Is the trading allowance increasing to £3,000?

The £1,000 trading allowance remains unchanged. What’s increasing is the Self Assessment threshold for low earners, from £1,000 to £3,000 starting 2027/28.

Do I need to pay tax if I earn less than £3,000?

Possibly. You still owe tax on income above £1,000 unless you can deduct allowable expenses. But you won’t need to register for Self Assessment if your total is below £3,000 and you have no other taxable income.

When does the new £3,000 threshold take effect?

Yes. If your trading income exceeds £3,000, you must register for Self Assessment and report your income, even if you qualify for partial tax relief.
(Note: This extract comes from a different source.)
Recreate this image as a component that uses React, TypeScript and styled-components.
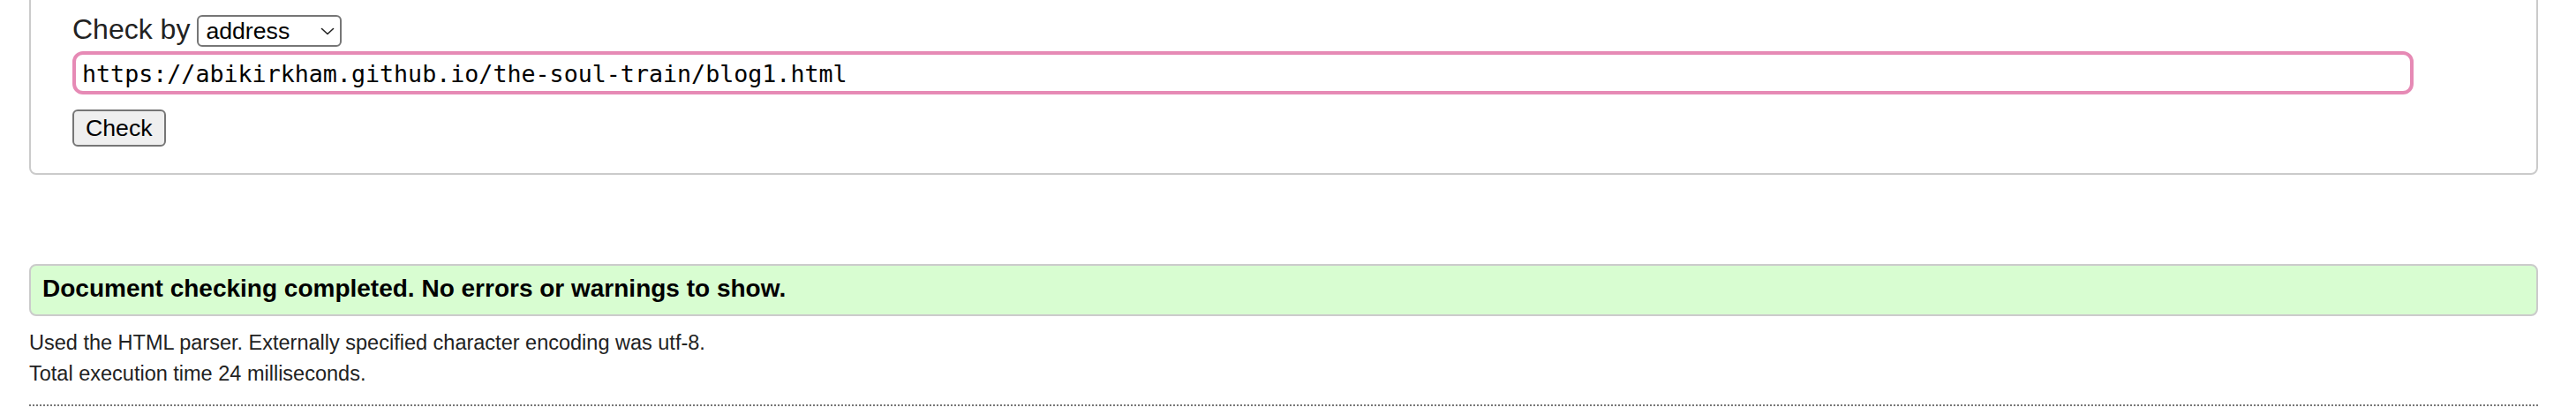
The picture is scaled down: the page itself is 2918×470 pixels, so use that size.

Will digital platforms still report my income to HMRC?

Yes. Platforms like Airbnb, Etsy, and YouTube share data with HMRC, even if you don’t register for Self Assessment.

Can I still claim expenses if I earn under £3,000?

Only if you’re registered for Self Assessment. If you don’t register (because your income is below the threshold), you can’t deduct expenses. But you can use the trading allowance instead.